The inhabitants of Arabia Felix carried on a commerce with India. They carried some of the articles, which they brought from India, through the straits of Babelmandeb into Abyssinia and Egypt; some they transported to Babylon through the Persian gulf and the Euphrates; and some by the way of the Red Sea to the port of Eziongeber. They thus became rich, though it is possible, their wealth may have been too much magnified by the ancients. The eminence of the Egyptians, as a commercial nation, commences with the reign of Necho and his successor Psammeticus.
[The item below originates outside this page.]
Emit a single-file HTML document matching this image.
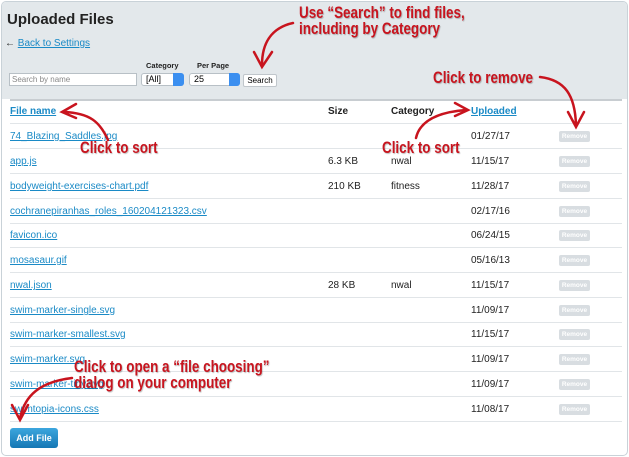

Their commerce, nevertheless, was not great, till Alexander had destroyed Tyre and built Alexandria.

§ 109. MERCANtile Routs.

The Phenicians sometimes received the goods of India by way of the Persian gulf, where they had colonies in the islands of Dedan, Arad, and Tyre. Sometimes they received them from the Arabians, who either brought them by land through Arabia or up the Red Sea to Eziongeber. In the latter case, having landed them at the port mentioned, they transported them through the country by the way of Gaza to Phenicia. The Phenicians increased the amount of their foreign goods by the addition of those, which they themselves fabricated, and were thus enabled to supply all parts of the Mediterranean. The Egyptians formerly received their goods from the Phenicians, Arabians, Africans, and Abyssinians; in all of which countries, there are still the remains of large trading towns. But in a subsequent age, they imported goods from India in their own vessels, and eventually carried on an export trade with various ports on the Mediterranean. Oriental commerce, however, was chiefly carried on by land. Accordingly vessels are hardly mentioned in the Bible, except in Ps. 107: 23--30, and in passages, where the discourse turns upon the Phenicians, or upon the naval affairs of Solomon and Jehoshaphat. The two principal routs from Palestine into Egypt were the one, along the shores of the Mediterranean from Gaza to Pelusium, and the one from Gaza by the way of mount Sinai and the Elanitic branch of the Red Sea.